I believe that people, as a human resource, remain the focus of much lip service rather than real support by business and government leaders. They say that "people are our greatest asset" even as they downsize with no view in mind to the havoc that will be caused by pending retirements in many business, government, and charitable organizations. I don't believe that business schools have adequately served HR practice and are instead focused on mindless analysis without the ethics or values behind them. That has led to Enron, Global Crossing, and more recently the Wall Street scandals. Business schools do NOT serve HR practices adequately ― including people development ― and never have. Unfortunately, too many other governments around the world foolishly follow the U.S. business school model.
In China, the government determines what occupations deserve the focus of a college major. Learning and development is foolishly classified with HR and is not the focus of its own specialized undergraduate or graduate program. That is ridiculous in a nation like China with the most people, and thus the nation with the greatest gain to be achieved by developing its human resources. That ill-advised and reckless policy is what happens when you allow Ivy League economists to set government policy. The same is also true in many nations around the world.
Even in the U.S., where HRD programs first had their start at George Washington University under Leonard Nadler, programs serving workforce development
are under attack by shortsighted deans who want to save money by cutting programs in workforce education and development at the very time that the U.S. has record unemployment. Unenlightened citizens and government policymakers at the federal and state levels allow this to happen.
Question: During the past two decades, you have implemented a highly competitive program that—since 2003—has consistently ranked in the top three Workforce Development graduate programs in the United States. In 2012 it is ranked #1 in the US News and World Report rankings. What are some of the hallmarks of your program that has set it apart and above others?

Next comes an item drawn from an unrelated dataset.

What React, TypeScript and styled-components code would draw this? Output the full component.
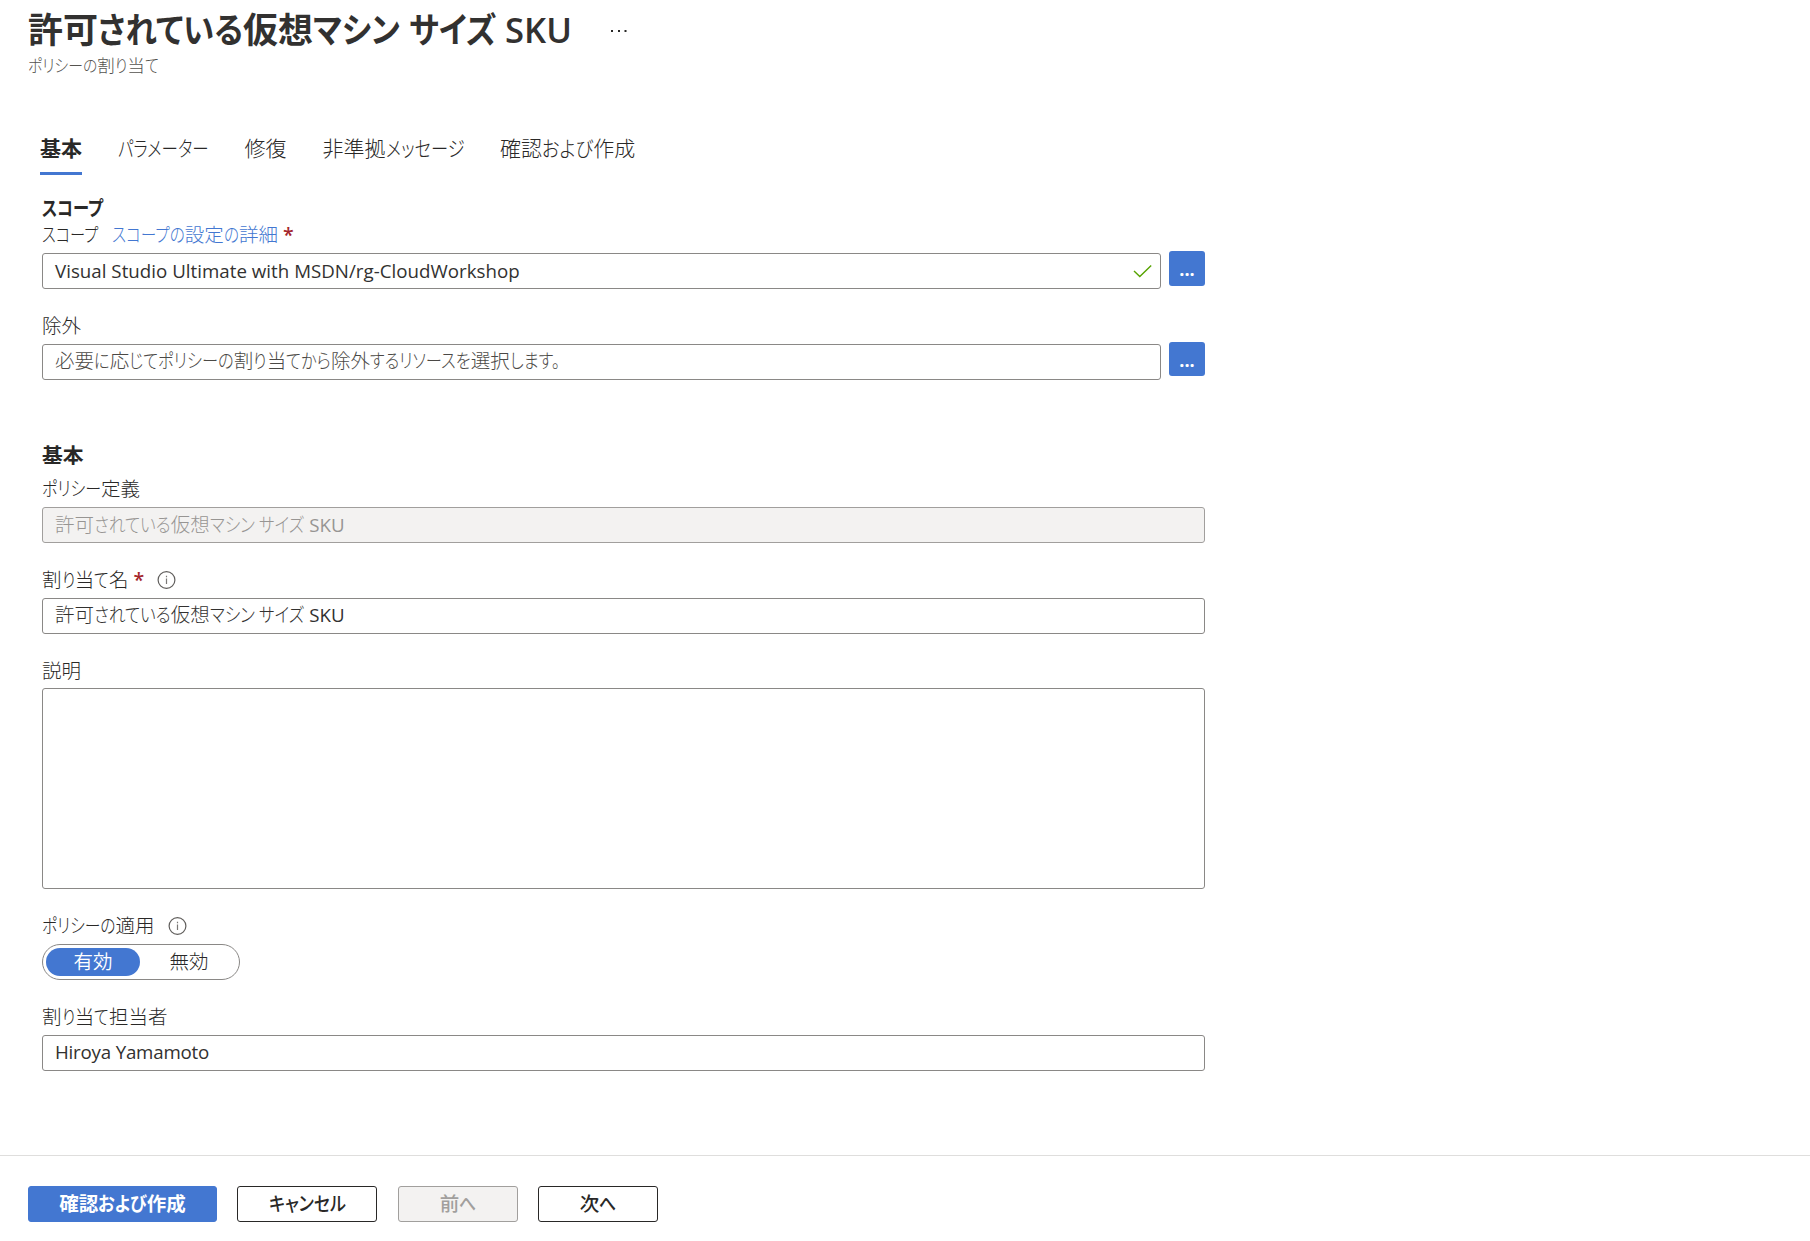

First, we have professors who have practical work experience. Rather than fostering useless academic studies, our program at Penn State encourages students to do their homework on career goals before they enter the graduate program and then to seek practical experience that can enhance their academic credentials. The faculty members want to hear well-researched efforts by students, before they enter, to determine what they want to do with a Ph.D. in the field.
Some of our students become college professors. But most seek careers in consulting, business, or government. Unlike MBA programs that encourage inexperienced students to pursue a degree, we demand a minimum amount of work experience before we permit the student to enter the graduate program. That leads to seasoned students who know what they want and have done the hard work of figuring out what they want to do with their lives before they enter our graduate program. Forty percent of our students are from outside the U.S.
We encourage students to develop work sample portfolios because we believe employers do not know what degrees (or grades for that matter) mean but they can judge the quality of work products. And, of course, work products required for employment will differ, depending on whether the student wishes to become a professor, a consultant, a practitioner in a business, government, or charitable institution, or a continuing education professional who sells learning and development services to businesses.
Question: Social media is fast becoming a key learning and development tool. How do you see its role in the context of workforce education, organizational development, and succession planning?
Social media are about using technology to encourage connectedness among people to share what they know and to share their expertise with others. I believe that social media have the power to be transformative in societies (witness the Arab Spring) or in organizational settings. Social media (such as Facebook, YouTube, LinkedIn, Plaxo and similar venues) can link people, and that can be powerful indeed in building competence for individuals, prompting social change in organization development, or giving more responsibility to employees for succession planning.
Question: You have written more than 70 books including the popular
Effective Succession Planning, and
The ASTD Reference Guides, Mastering the Instructional Design Process, and Practicing Organization Development. Tell us some of the major changes you’ve seen, during your 30-year career, in succession planning, instructional design, and organizational development.
I believe that the greatest transformation has been to break down boundaries across and within organizations for succession planning, training, and OD. Today, forward-thinking leaders are creating boundary-less organizations that allow easier entry, throughput, and output of people. A major goal is to find talent fast, develop it fast, take advantage of it fast, and then allow talented individuals to pursue their dreams inside or outside organizational settings.
Question: One of your most recent books is
Lean But Agile: Rethink Workforce Planning to Gain a True Competitive Advantage (2012). How does it address the increasingly global nature of organizations and the workforce?
The premise of this book is that the old labor supply and demand model for workforce planning is dead. Today's leaders know that really talented people can be as much as 20 times more productive than average performers in the same organization. That blows apart the old industrial view of work.
At the same time, employers are no longer thinking in terms of full-time employees (nine to five, five days per week, 50 weeks per year) and are becoming very innovative in getting more work done without hiring more full-time workers. The issue in the future will be planning for work rather than planning for a workforce. How can work be accomplished?
My book describes over 50 ways that employers can get work done without hiring or developing more full-time people. Examples include work process improvement, automation, skillful use of contingent workers, skillful use of consultants, hiring back retirees on short-term bases, and many other innovative and short-term approaches to getting work done while saving money on expensive healthcare and other benefits for full-time workers. That is a trend that will continue in the foreseeable future because it is driven not just by high benefit costs in the U.S. but also by highly variable wage rates globally.